Из этого заявления Тейлор сделал вывод, что союзные страны «готовы пойти на серьезные уступки ради того, чтобы предотвратить участие Италии в войне на стороне Германии»18.
Этот разговор доказывает, что вплоть до апреля 1940 года союзники все еще пытались идти на уступки для того, чтобы не допустить превращения уже начавшейся войны в мировой конфликт.
В конце марта неутомимый Тейлор давал ужины повсюду в Риме и, пытаясь воплотить в жизнь свою идеалистическую стратегию, обсуждал идею, которая, судя по всему, исходила от президента Рузвельта: организовать конференцию премьер-министров Франции, Италии, Великобритании и Германии. Тейлор предполагал, что «конференция могла бы состояться на корабле близ Азорских островов, а Рузвельт присутствовал бы на ней в качестве представителя нейтральных стран. Перед созывом конференции Рузвельт обратился бы за поддержкой к Его Святейшеству, нейтральным державам и протестантским церквям»19.

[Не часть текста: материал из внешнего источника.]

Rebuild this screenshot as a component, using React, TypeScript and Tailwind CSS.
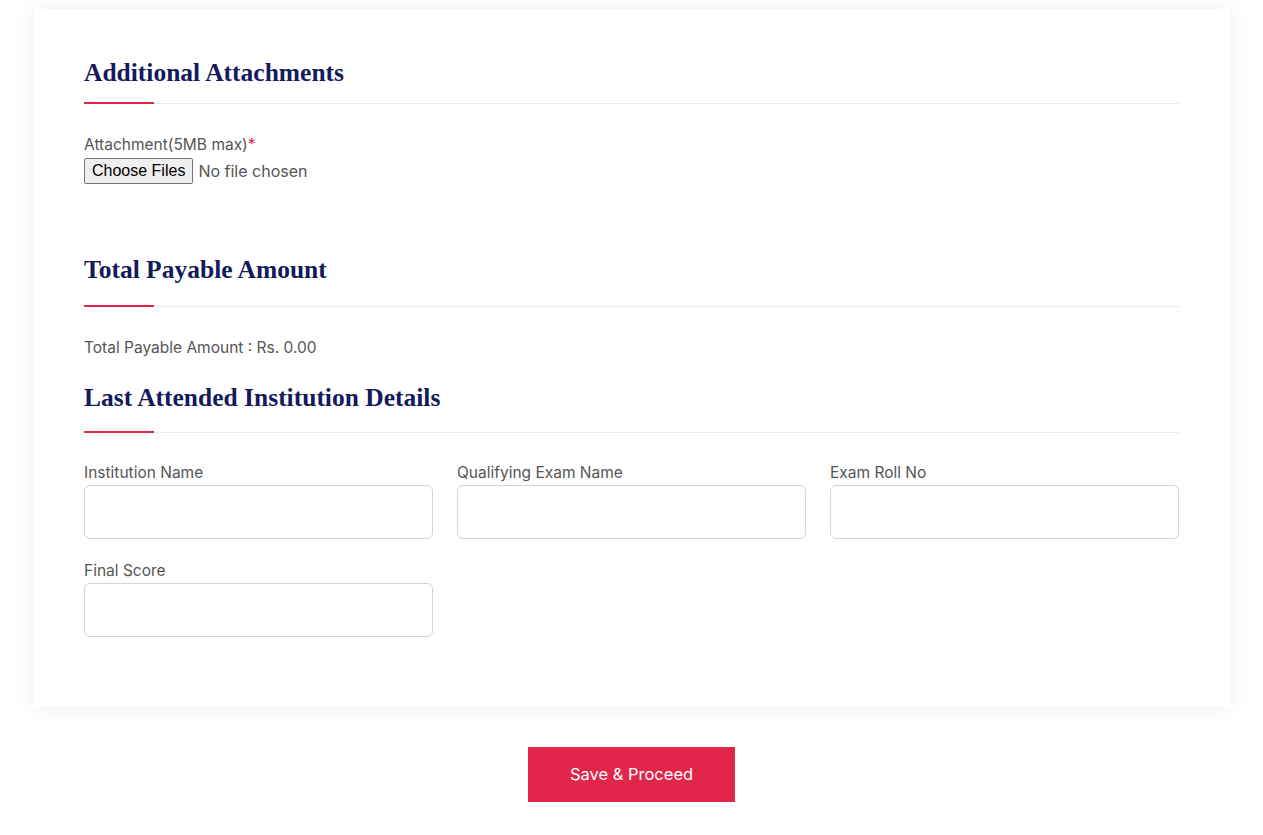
import React from "react";

const bodyFont = { fontFamily: "Inter, 'Noto Sans', sans-serif" };

function SectionHeading({ title, gap }: { title: string; gap: string }) {
  return (
    <div>
      <h2 className="text-[25.5px] leading-[29px] font-bold text-[#141a5c] font-['Liberation_Serif',serif]">
        {title}
      </h2>
      <div className={`relative h-px bg-[#ebebeb] ${gap}`}>
        <span className="absolute left-0 -top-px h-[2px] w-[70px] bg-[#e2264a]" />
      </div>
    </div>
  );
}

function TextField({ label }: { label: string }) {
  return (
    <div className="flex flex-col">
      <label className="text-[15.5px] leading-[22px] text-[#555]">{label}</label>
      <input
        type="text"
        className="mt-[1px] h-[54px] w-full rounded-[6px] border border-[#d3d3d3] bg-white px-3 outline-none"
      />
    </div>
  );
}

export default function App() {
  return (
    <div className="min-h-screen bg-white pl-[34px] pr-[33px] pt-[9px]" style={bodyFont}>
      {/* form card */}
      <div className="bg-white pl-[50px] pr-[51px] pt-[49px] pb-[70px] shadow-[0_0_22px_rgba(0,0,0,0.07)]">
        <SectionHeading title="Additional Attachments" gap="mt-[16px]" />

        <div className="mt-[30px]">
          <p className="text-[15.5px] leading-[22px] text-[#555]">
            Attachment(5MB max)<span className="text-[#e2264a]">*</span>
          </p>
          <label className="mt-[2px] flex items-center gap-[5px] cursor-pointer">
            <span className="h-[26px] flex items-center rounded-[2px] border border-[#767676] bg-[#efefef] px-[7px] text-[16px] text-black font-['Liberation_Sans',sans-serif]">
              Choose Files
            </span>
            <span className="text-[16px] text-[#555]">No file chosen</span>
            <input type="file" multiple className="hidden" />
          </label>
        </div>

        <div className="mt-[71px]">
          <SectionHeading title="Total Payable Amount" gap="mt-[22px]" />
        </div>

        <p className="mt-[30px] text-[15.5px] leading-[22px] text-[#555]">
          Total Payable Amount : Rs. 0.00
        </p>

        <div className="mt-[24px]">
          <SectionHeading title="Last Attended Institution Details" gap="mt-[20px]" />
        </div>

        <div className="mt-[29px] grid grid-cols-3 gap-x-[24px] gap-y-[21px]">
          <TextField label="Institution Name" />
          <TextField label="Qualifying Exam Name" />
          <TextField label="Exam Roll No" />
          <TextField label="Final Score" />
        </div>
      </div>

      <div className="flex justify-center pt-[40px] pr-px">
        <button className="h-[55px] w-[207px] bg-[#e2264a] text-[16.5px] font-normal text-white">
          Save &amp; Proceed
        </button>
      </div>
    </div>
  );
}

Отметим, что Рузвельт хотел заручиться поддержкой основных церквей, прежде чем приступать к осуществлению своего плана. Тейлор прямо сказал, что план пока находится в зачаточном состоянии, и предлагал узнать мнение понтифика относительно его целесообразности в ходе аудиенции, назначенной на следующий день. При этом Тейлор дал понять, что сам он не очень верит в идею Рузвельта, и даже заявил: «Такую конференцию мы соберем не сегодня».
В эти сумасшедшие дни римские гостиные стали сетью, внутри которой велись международные переговоры. Несмотря на строгую непредвзятость в своей политике, Ватикан так или иначе оказывался вовлеченным в этот водоворот событий.
Хёрли, молодой американский священник, очутившийся в новом для себя мире благодаря знанию языков, пытался понять все, что он видел и слышал. В служебном отчете, который он подготовил для руководства 24 апреля 1940 года20, он сообщает детали своих личных бесед со специальным посланником Тейлором (о себе он говорит в третьем лице):
«В ходе одной из бесед с монсеньором Хёрли Тейлор высказал предположение, что Соединенные Штаты могут быть вовлечены в войну, если в ответ на расширение конфликта в Европе Япония решит попытаться изменить статус-кво на Тихом океане. Результатом подобного вмешательства стало бы присоединение США к союзникам в европейской войне. Владеющие ситуацией американские генералы полагают, что подобное вмешательство ограничится военно-морскими операциями»21.